Framed: 29 x 53 inches
Stephen Hannock, labeled a neo-romantic and contemporary luminist, is well-known for his powerful landscapes whose surfaces shimmer with light. The artist achieves this effect by ‘polishing’ the surface of the canvas as he works, using fine sandpaper on the surface of the canvas after each layer of paint is dry. Hannock starts his compositions with a sketch with gouache. This sketch helps him decide where the luminosity should be applied. Once he has decided where the light should come from, he decides on the tone of the painting and then adds the proper underpainting. Hannock uses a spontaneous process of successively layering paint and then polishing with a power sander. While his paintings have a photographic quality to them, it is interesting to note that Hannock does not use photographs for reference while painting even though he paints entirely in his studio. Hannock frequently spent time in a boat on the river. He would watch how the light changed over the water. These experiences influenced the composition of many of his paintings which don’t always have a foreground. Landscape has become his predominant motif and he frequently revisits compositions. These recognizable, yet manipulated and symbolic landscapes, have remained the focus of his art, and his mastery of technique has resulted in pictures that appear to glow from within. Through his compositional minimalism, he is able to explore into the effects of light and to render mood in his paintings.

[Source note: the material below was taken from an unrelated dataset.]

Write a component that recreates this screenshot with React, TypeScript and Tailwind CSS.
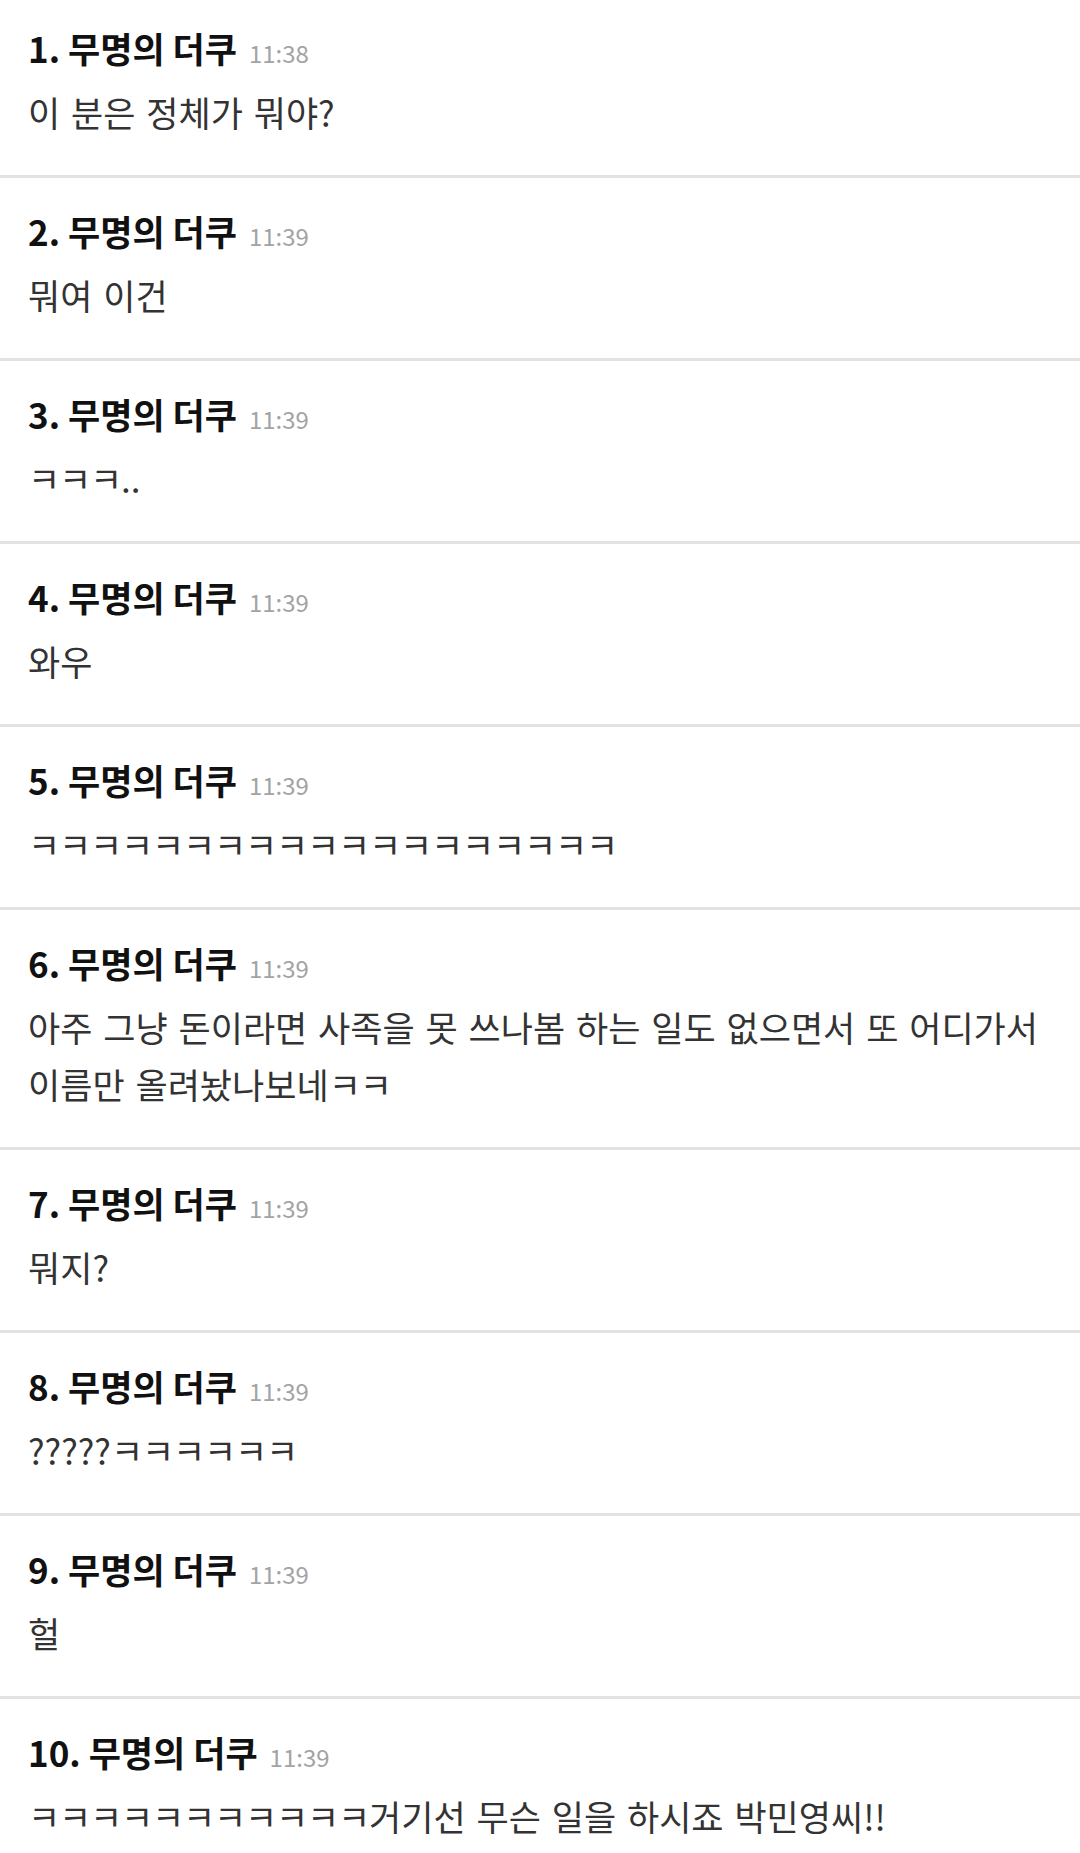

Stephen Hannock was born in Albany, New York, in 1951. From 1971 to 1986 he lived in Northampton, Massachusetts, where he was apprenticed to Leonard Baskin until 1975. He currently lives in New York City.
Stephen Hannock’s Oxbow paintings—so named for the curvilinear shapes of the rivers they depict—are his most sought-after and desirable pieces. His piece The Oxbow: After Church, After Cole, Flooded (Flooded River for the Matriarchs E. & A. Mongan), Green Light resides in the collection of the Metropolitan Museum of Art. Obvious in Hannock’s work (and often his titles) is the influence of the Luminists and Hudson River School, whose tradition he has translated into his own modern iteration. Many of Hannock’s landscapes originate in his imagination, while others are representations of real places.